Backbone is a client-side JS application toolkit. It's purpose is to bundle up the things that are common to every JS application, and provide a solid API to hook your application code to, and to hook your app to your RESTful server API. That said, Backbone offers more than just a convention for how your JS app talks to your API.

You will note that Backbone is included in the default set of installable Meteor packages.


I'm a newbie, although I feel somewhat informed on these subjects (although not skilled in coding).

Anyway, I like the idea of using javascript everywhere. I plan on building smaller apps that are only client side. But I wonder if there is a cohesive method yet of using javascript everywhere.

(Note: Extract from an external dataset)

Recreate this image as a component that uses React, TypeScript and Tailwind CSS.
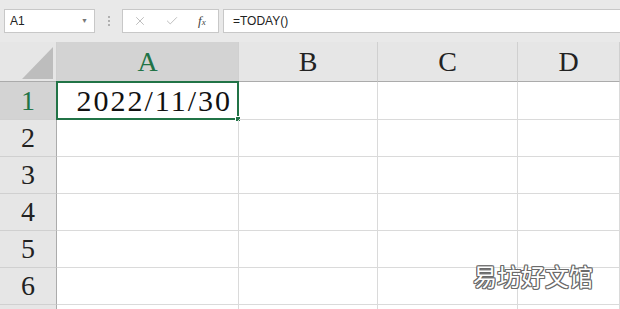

Obviously meteor was big news yesterday, but it's quite immature. The YUI Mojito project also recently made news and is more stable/robust. While the tightly integrated approach used in YUI sounds convenient, I get the impression that there isn't much excitement behind YUI -- certainly not like backbone.js, node.js, et al.

So is there a collection of libraries that can play together well to make for an all javascript environment (i.e., backbone (plus underscore, jQuery) on the client, node + socket.io on the server)?


Backbone, underscore, jquery, node, socket.io is a good place to start.


Thank you! It's much appreciated.


I'm in the process of learning Backbone and just read about Meteor, so I might be completely wrong on this. But it seems like Backbone and Meteor are trying to solve different problems, and aren't mutually exclusive. Backbone is server-agnostic, and Meteor is somewhat client-agnostic, so you could use Meteor to do the data synchronization and automatic updating, while structuring your client app using Backbone.


I see. I knew they were different but I thought there was considerable overlap in what they did.


I saw no overlap in the demos. What did you see as overlap?


Backbone is almost at the top of the javascript toolkit levels. Let's put it in perspective: - backbone - jquery - meteor <- the low level of the high level :) You use meteor as a foundation to build your application as backbone is more or less your application itself. Think "CoreFoundation" vs "AppKit" kind of difference.

by jguimont


I was very impressed with Meteor, but it is very new and isn't really bringing anything of substance to the table yet. Everything (other than client-side database interaction, which I am confused about who would want), that they spotlighted can be duplicated easily with backbone, node, and socket.io...right now. Moreover, backbone, in particular, is clearly a tool, like a screwdriver, that does a few things well and gets out of your way, whereas Meteor, like rails used to be, is more like an electronic lockpick...awesome magic for the limited scope of applicability, but not currently useful for most of the things you want to do in real life.


Learning Backbone is a great way to get practice with MVC and the "Observer" pattern if you haven't done it before.

Also it's a much better way of organizing your DOM structure than a bunch of loose jQuery calls.